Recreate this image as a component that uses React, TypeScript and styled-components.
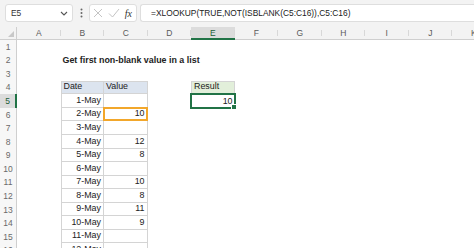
import React from "react";
import styled, { createGlobalStyle, css } from "styled-components";

const COLS = ["A", "B", "C", "D", "E", "F", "G", "H", "I", "J", "K"];
const ROWS = Array.from({ length: 16 }, (_, i) => i + 1);

const GREEN = "#217346";
const ORANGE = "#f2a72b";
const LINE = "#cfcfcf";

type Mark = "orange" | "select";

interface CellSpec {
  text?: string;
  right?: boolean;
  bold?: boolean;
  fill?: string;
  table?: boolean;
  mark?: Mark;
}

// sheet contents, keyed by address
const cells: Record<string, CellSpec> = {
  B2: { text: "Get first non-blank value in a list", bold: true },
  B4: { text: "Date", fill: "#dce4ef", table: true },
  C4: { text: "Value", fill: "#dce4ef", table: true },
  E4: { text: "Result", fill: "#e2efda", table: true },
  E5: { text: "10", right: true, mark: "select" },
};

const values = ["", "10", "", "12", "8", "", "10", "8", "11", "9", "", ""];
values.forEach((v, i) => {
  const row = i + 5;
  cells[`B${row}`] = { text: `${i + 1}-May`, right: true, table: true };
  cells[`C${row}`] = { text: v, right: true, table: true };
});
cells.C6.mark = "orange";

const GlobalStyle = createGlobalStyle`
  html, body { margin: 0; padding: 0; background: #fff; }
  body { font-family: "Liberation Sans", Arial, sans-serif; color: #222; overflow: hidden; }
`;

const Window = styled.div`
  width: 474px;
  height: 248px;
  display: flex;
  flex-direction: column;
  overflow: hidden;
`;

const FormulaBar = styled.div`
  height: 27px;
  flex: none;
  display: flex;
  align-items: center;
  gap: 0;
  padding: 0 0 1px 5px;
  background: #f3f3f3;
  box-sizing: border-box;
`;

const Box = styled.div`
  height: 18px;
  box-sizing: border-box;
  background: #fff;
  border: 1px solid #dedede;
  border-radius: 3px;
  display: flex;
  align-items: center;
`;

const NameBox = styled(Box)`
  width: 68px;
  padding: 0 4px 0 5px;
  justify-content: space-between;
  font-size: 8.4px;
  color: #333;
`;

const Grip = styled.div`
  width: 16px;
  display: flex;
  justify-content: center;
`;

const FuncBox = styled(Box)`
  width: 48px;
  padding: 0 3px;
  justify-content: space-between;
`;

const Fx = styled.span`
  font-family: "Liberation Serif", "Times New Roman", serif;
  font-style: italic;
  font-size: 10px;
  color: #333;
  padding-right: 1px;
`;

const FormulaInput = styled(Box)`
  flex: 1;
  margin-left: 3px;
  padding-left: 10px;
  border-right: none;
  border-radius: 3px 0 0 3px;
  font-size: 8.4px;
  color: #222;
  white-space: nowrap;
`;

const Sheet = styled.div`
  flex: 1;
  display: grid;
  grid-template-columns: 17px repeat(11, 43.5px);
  grid-template-rows: 13px repeat(16, 13.57px);
  overflow: hidden;
`;

const Corner = styled.div`
  background: #f3f3f3;
  border-right: 1px solid ${LINE};
  border-bottom: 1px solid ${LINE};
  box-sizing: border-box;
  position: relative;
  &::after {
    content: "";
    position: absolute;
    right: 2px;
    bottom: 2px;
    border-left: 6px solid transparent;
    border-bottom: 6px solid #c8c8c8;
  }
`;

const ColHeader = styled.div<{ $active?: boolean }>`
  position: relative;
  box-sizing: border-box;
  display: flex;
  align-items: center;
  justify-content: center;
  font-size: 8.5px;
  color: ${(p) => (p.$active ? "#1d5e3a" : "#5a5a5a")};
  background: ${(p) => (p.$active ? "#dcdcdc" : "#f3f3f3")};
  border-bottom: ${(p) => (p.$active ? `2px solid ${GREEN}` : `1px solid ${LINE}`)};
  &::after {
    content: "";
    position: absolute;
    right: 0;
    top: 3px;
    bottom: 3px;
    width: 1px;
    background: #d8d8d8;
  }
`;

const RowHeader = styled.div<{ $active?: boolean }>`
  box-sizing: border-box;
  display: flex;
  align-items: center;
  justify-content: center;
  font-size: 8.5px;
  color: ${(p) => (p.$active ? "#1d5e3a" : "#6a6a6a")};
  background: ${(p) => (p.$active ? "#dcdcdc" : "#f7f7f7")};
  border-right: ${(p) => (p.$active ? `2px solid ${GREEN}` : `1px solid ${LINE}`)};
`;

const Cell = styled.div<{
  $right?: boolean;
  $bold?: boolean;
  $fill?: string;
  $table?: boolean;
  $left?: boolean;
  $top?: boolean;
}>`
  position: relative;
  box-sizing: border-box;
  display: flex;
  align-items: flex-end;
  justify-content: ${(p) => (p.$right ? "flex-end" : "flex-start")};
  padding: 0 2px 1px;
  font-size: 8.9px;
  line-height: 11px;
  font-weight: ${(p) => (p.$bold ? 700 : 400)};
  white-space: nowrap;
  color: #222;
  background: ${(p) => p.$fill ?? "transparent"};
  ${(p) =>
    p.$table &&
    css`
      border-right: 1px solid #d4d4d4;
      border-bottom: 1px solid #d4d4d4;
      ${p.$left && "border-left: 1px solid #d4d4d4;"}
      ${p.$top && "border-top: 1px solid #d4d4d4;"}
    `}
`;

const Outline = styled.div<{ $kind: Mark }>`
  position: absolute;
  inset: -1px -1px -1px -1px;
  border: 2px solid ${(p) => (p.$kind === "orange" ? ORANGE : GREEN)};
  pointer-events: none;
  z-index: 2;
`;

const Handle = styled.div`
  position: absolute;
  right: -3px;
  bottom: -3px;
  width: 4px;
  height: 4px;
  background: ${GREEN};
  border: 1px solid #fff;
`;

const Chevron = () => (
  <svg width="8" height="5" viewBox="0 0 8 5">
    <path d="M1 1l3 3 3-3" fill="none" stroke="#555" strokeWidth="1.1" />
  </svg>
);

const Dots = () => (
  <svg width="3" height="10" viewBox="0 0 3 10">
    <circle cx="1.5" cy="1.5" r="1" fill="#666" />
    <circle cx="1.5" cy="5" r="1" fill="#666" />
    <circle cx="1.5" cy="8.5" r="1" fill="#666" />
  </svg>
);

const Cross = () => (
  <svg width="10" height="10" viewBox="0 0 10 10">
    <path d="M1 1l8 8M9 1l-8 8" stroke="#c4c4c4" strokeWidth="1" />
  </svg>
);

const Check = () => (
  <svg width="12" height="10" viewBox="0 0 12 10">
    <path d="M1 5.5l3.5 3.5L11 1" fill="none" stroke="#c4c4c4" strokeWidth="1" />
  </svg>
);

const isTableLeft = (col: string, row: number) =>
  (col === "B" && row >= 4) || (col === "E" && row === 4);

export default function App() {
  return (
    <Window>
      <GlobalStyle />
      <FormulaBar>
        <NameBox>
          <span>E5</span>
          <Chevron />
        </NameBox>
        <Grip>
          <Dots />
        </Grip>
        <FuncBox>
          <Cross />
          <Check />
          <Fx>fx</Fx>
        </FuncBox>
        <FormulaInput>=XLOOKUP(TRUE,NOT(ISBLANK(C5:C16)),C5:C16)</FormulaInput>
      </FormulaBar>
      <Sheet>
        <Corner />
        {COLS.map((c) => (
          <ColHeader key={c} $active={c === "E"}>
            {c}
          </ColHeader>
        ))}
        {ROWS.map((r) => (
          <React.Fragment key={r}>
            <RowHeader $active={r === 5}>{r}</RowHeader>
            {COLS.map((c) => {
              const spec = cells[`${c}${r}`] ?? {};
              return (
                <Cell
                  key={c}
                  $right={spec.right}
                  $bold={spec.bold}
                  $fill={spec.fill}
                  $table={spec.table}
                  $left={isTableLeft(c, r)}
                  $top={r === 4}
                >
                  {spec.text}
                  {spec.mark && (
                    <Outline $kind={spec.mark}>
                      {spec.mark === "select" && <Handle />}
                    </Outline>
                  )}
                </Cell>
              );
            })}
          </React.Fragment>
        ))}
      </Sheet>
    </Window>
  );
}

•••••

▶ The task: Which lines contain the word "components"? Copy each one.

▶ Response below:
Recreate this image as a component that uses React, TypeScript and styled-components.
import styled, { createGlobalStyle, css } from "styled-components";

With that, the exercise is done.